**EXERCISE GOAL**
Repeat each line of the material exactly.

**Extracted data entries**
════════════════════

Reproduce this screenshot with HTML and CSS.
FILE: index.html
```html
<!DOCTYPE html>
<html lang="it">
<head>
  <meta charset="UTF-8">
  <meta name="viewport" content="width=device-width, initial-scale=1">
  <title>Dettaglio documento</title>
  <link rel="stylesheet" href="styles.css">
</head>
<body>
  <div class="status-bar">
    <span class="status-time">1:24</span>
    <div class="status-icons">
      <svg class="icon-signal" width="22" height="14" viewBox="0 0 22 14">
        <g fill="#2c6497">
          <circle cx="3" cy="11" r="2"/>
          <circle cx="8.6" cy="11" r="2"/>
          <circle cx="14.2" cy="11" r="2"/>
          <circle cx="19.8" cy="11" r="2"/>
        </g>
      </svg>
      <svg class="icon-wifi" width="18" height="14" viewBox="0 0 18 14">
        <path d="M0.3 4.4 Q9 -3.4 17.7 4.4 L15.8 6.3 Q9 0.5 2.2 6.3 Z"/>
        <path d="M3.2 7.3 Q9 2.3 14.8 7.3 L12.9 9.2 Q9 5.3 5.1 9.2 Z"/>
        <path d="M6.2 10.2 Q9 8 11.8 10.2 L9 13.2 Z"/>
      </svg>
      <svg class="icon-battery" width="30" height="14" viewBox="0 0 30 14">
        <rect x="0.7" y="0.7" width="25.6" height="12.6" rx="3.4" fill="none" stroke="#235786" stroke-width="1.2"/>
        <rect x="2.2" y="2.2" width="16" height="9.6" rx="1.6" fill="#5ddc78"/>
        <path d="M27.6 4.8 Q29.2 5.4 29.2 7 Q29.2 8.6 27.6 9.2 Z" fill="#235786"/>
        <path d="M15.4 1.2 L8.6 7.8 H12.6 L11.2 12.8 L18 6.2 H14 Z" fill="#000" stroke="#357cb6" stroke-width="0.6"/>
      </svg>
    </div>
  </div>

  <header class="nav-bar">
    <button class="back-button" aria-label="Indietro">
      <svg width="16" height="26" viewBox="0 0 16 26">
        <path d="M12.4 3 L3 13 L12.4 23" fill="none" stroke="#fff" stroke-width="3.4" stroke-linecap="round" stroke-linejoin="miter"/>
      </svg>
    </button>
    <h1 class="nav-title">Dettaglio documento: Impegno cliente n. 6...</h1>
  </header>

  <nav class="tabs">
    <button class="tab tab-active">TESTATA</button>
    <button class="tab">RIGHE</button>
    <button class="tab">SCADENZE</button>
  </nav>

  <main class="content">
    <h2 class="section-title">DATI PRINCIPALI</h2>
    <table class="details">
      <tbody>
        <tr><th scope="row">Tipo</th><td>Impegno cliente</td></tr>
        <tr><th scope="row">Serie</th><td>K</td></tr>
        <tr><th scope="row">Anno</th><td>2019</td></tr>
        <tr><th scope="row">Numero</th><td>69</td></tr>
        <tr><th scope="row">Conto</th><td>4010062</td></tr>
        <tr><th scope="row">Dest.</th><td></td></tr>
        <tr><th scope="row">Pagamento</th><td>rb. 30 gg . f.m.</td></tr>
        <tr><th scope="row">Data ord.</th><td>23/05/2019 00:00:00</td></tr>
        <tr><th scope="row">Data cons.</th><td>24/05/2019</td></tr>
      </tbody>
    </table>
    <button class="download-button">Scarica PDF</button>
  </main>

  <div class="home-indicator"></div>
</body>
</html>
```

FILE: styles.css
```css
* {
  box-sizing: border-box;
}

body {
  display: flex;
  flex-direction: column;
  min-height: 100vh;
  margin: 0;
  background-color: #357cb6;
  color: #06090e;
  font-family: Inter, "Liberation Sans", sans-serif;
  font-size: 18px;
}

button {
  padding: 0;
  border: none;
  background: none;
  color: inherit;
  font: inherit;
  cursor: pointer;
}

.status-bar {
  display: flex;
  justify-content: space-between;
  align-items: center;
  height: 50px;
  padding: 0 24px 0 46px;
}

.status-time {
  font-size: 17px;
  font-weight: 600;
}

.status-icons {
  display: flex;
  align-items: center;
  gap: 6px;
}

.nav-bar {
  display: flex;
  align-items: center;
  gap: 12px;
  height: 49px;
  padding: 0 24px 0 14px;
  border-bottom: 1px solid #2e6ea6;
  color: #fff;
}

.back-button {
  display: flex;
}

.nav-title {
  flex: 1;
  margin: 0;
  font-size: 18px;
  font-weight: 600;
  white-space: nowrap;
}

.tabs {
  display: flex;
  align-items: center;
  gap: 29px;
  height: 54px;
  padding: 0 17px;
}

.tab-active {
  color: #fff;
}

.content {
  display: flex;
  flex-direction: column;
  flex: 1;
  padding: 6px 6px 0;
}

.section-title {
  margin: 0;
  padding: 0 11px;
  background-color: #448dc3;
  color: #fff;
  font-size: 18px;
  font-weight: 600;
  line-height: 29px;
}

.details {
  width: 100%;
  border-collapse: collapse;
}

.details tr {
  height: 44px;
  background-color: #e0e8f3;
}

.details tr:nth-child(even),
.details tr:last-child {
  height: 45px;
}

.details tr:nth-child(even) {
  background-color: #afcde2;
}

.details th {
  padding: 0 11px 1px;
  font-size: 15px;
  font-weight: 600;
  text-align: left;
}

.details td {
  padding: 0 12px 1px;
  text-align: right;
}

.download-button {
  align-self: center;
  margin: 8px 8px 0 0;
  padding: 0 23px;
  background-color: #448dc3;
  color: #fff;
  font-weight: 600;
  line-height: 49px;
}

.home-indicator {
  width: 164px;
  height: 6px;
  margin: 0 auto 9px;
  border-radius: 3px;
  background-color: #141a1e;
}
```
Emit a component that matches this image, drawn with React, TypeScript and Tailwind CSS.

════════════════════

**TASK SOLUTION**
Reproduce this screenshot with HTML and CSS.
FILE: index.html
```html
<!DOCTYPE html>
<html lang="it">
<head>
  <meta charset="UTF-8">
  <meta name="viewport" content="width=device-width, initial-scale=1">
  <title>Dettaglio documento</title>
  <link rel="stylesheet" href="styles.css">
</head>
<body>
  <div class="status-bar">
    <span class="status-time">1:24</span>
    <div class="status-icons">
      <svg class="icon-signal" width="22" height="14" viewBox="0 0 22 14">
        <g fill="#2c6497">
          <circle cx="3" cy="11" r="2"/>
          <circle cx="8.6" cy="11" r="2"/>
          <circle cx="14.2" cy="11" r="2"/>
          <circle cx="19.8" cy="11" r="2"/>
        </g>
      </svg>
      <svg class="icon-wifi" width="18" height="14" viewBox="0 0 18 14">
        <path d="M0.3 4.4 Q9 -3.4 17.7 4.4 L15.8 6.3 Q9 0.5 2.2 6.3 Z"/>
        <path d="M3.2 7.3 Q9 2.3 14.8 7.3 L12.9 9.2 Q9 5.3 5.1 9.2 Z"/>
        <path d="M6.2 10.2 Q9 8 11.8 10.2 L9 13.2 Z"/>
      </svg>
      <svg class="icon-battery" width="30" height="14" viewBox="0 0 30 14">
        <rect x="0.7" y="0.7" width="25.6" height="12.6" rx="3.4" fill="none" stroke="#235786" stroke-width="1.2"/>
        <rect x="2.2" y="2.2" width="16" height="9.6" rx="1.6" fill="#5ddc78"/>
        <path d="M27.6 4.8 Q29.2 5.4 29.2 7 Q29.2 8.6 27.6 9.2 Z" fill="#235786"/>
        <path d="M15.4 1.2 L8.6 7.8 H12.6 L11.2 12.8 L18 6.2 H14 Z" fill="#000" stroke="#357cb6" stroke-width="0.6"/>
      </svg>
    </div>
  </div>

  <header class="nav-bar">
    <button class="back-button" aria-label="Indietro">
      <svg width="16" height="26" viewBox="0 0 16 26">
        <path d="M12.4 3 L3 13 L12.4 23" fill="none" stroke="#fff" stroke-width="3.4" stroke-linecap="round" stroke-linejoin="miter"/>
      </svg>
    </button>
    <h1 class="nav-title">Dettaglio documento: Impegno cliente n. 6...</h1>
  </header>

  <nav class="tabs">
    <button class="tab tab-active">TESTATA</button>
    <button class="tab">RIGHE</button>
    <button class="tab">SCADENZE</button>
  </nav>

  <main class="content">
    <h2 class="section-title">DATI PRINCIPALI</h2>
    <table class="details">
      <tbody>
        <tr><th scope="row">Tipo</th><td>Impegno cliente</td></tr>
        <tr><th scope="row">Serie</th><td>K</td></tr>
        <tr><th scope="row">Anno</th><td>2019</td></tr>
        <tr><th scope="row">Numero</th><td>69</td></tr>
        <tr><th scope="row">Conto</th><td>4010062</td></tr>
        <tr><th scope="row">Dest.</th><td></td></tr>
        <tr><th scope="row">Pagamento</th><td>rb. 30 gg . f.m.</td></tr>
        <tr><th scope="row">Data ord.</th><td>23/05/2019 00:00:00</td></tr>
        <tr><th scope="row">Data cons.</th><td>24/05/2019</td></tr>
      </tbody>
    </table>
    <button class="download-button">Scarica PDF</button>
  </main>

  <div class="home-indicator"></div>
</body>
</html>
```

FILE: styles.css
```css
* {
  box-sizing: border-box;
}

body {
  display: flex;
  flex-direction: column;
  min-height: 100vh;
  margin: 0;
  background-color: #357cb6;
  color: #06090e;
  font-family: Inter, "Liberation Sans", sans-serif;
  font-size: 18px;
}

button {
  padding: 0;
  border: none;
  background: none;
  color: inherit;
  font: inherit;
  cursor: pointer;
}

.status-bar {
  display: flex;
  justify-content: space-between;
  align-items: center;
  height: 50px;
  padding: 0 24px 0 46px;
}

.status-time {
  font-size: 17px;
  font-weight: 600;
}

.status-icons {
  display: flex;
  align-items: center;
  gap: 6px;
}

.nav-bar {
  display: flex;
  align-items: center;
  gap: 12px;
  height: 49px;
  padding: 0 24px 0 14px;
  border-bottom: 1px solid #2e6ea6;
  color: #fff;
}

.back-button {
  display: flex;
}

.nav-title {
  flex: 1;
  margin: 0;
  font-size: 18px;
  font-weight: 600;
  white-space: nowrap;
}

.tabs {
  display: flex;
  align-items: center;
  gap: 29px;
  height: 54px;
  padding: 0 17px;
}

.tab-active {
  color: #fff;
}

.content {
  display: flex;
  flex-direction: column;
  flex: 1;
  padding: 6px 6px 0;
}

.section-title {
  margin: 0;
  padding: 0 11px;
  background-color: #448dc3;
  color: #fff;
  font-size: 18px;
  font-weight: 600;
  line-height: 29px;
}

.details {
  width: 100%;
  border-collapse: collapse;
}

.details tr {
  height: 44px;
  background-color: #e0e8f3;
}

.details tr:nth-child(even),
.details tr:last-child {
  height: 45px;
}

.details tr:nth-child(even) {
  background-color: #afcde2;
}

.details th {
  padding: 0 11px 1px;
  font-size: 15px;
  font-weight: 600;
  text-align: left;
}

.details td {
  padding: 0 12px 1px;
  text-align: right;
}

.download-button {
  align-self: center;
  margin: 8px 8px 0 0;
  padding: 0 23px;
  background-color: #448dc3;
  color: #fff;
  font-weight: 600;
  line-height: 49px;
}

.home-indicator {
  width: 164px;
  height: 6px;
  margin: 0 auto 9px;
  border-radius: 3px;
  background-color: #141a1e;
}
```
Emit a component that matches this image, drawn with React, TypeScript and Tailwind CSS.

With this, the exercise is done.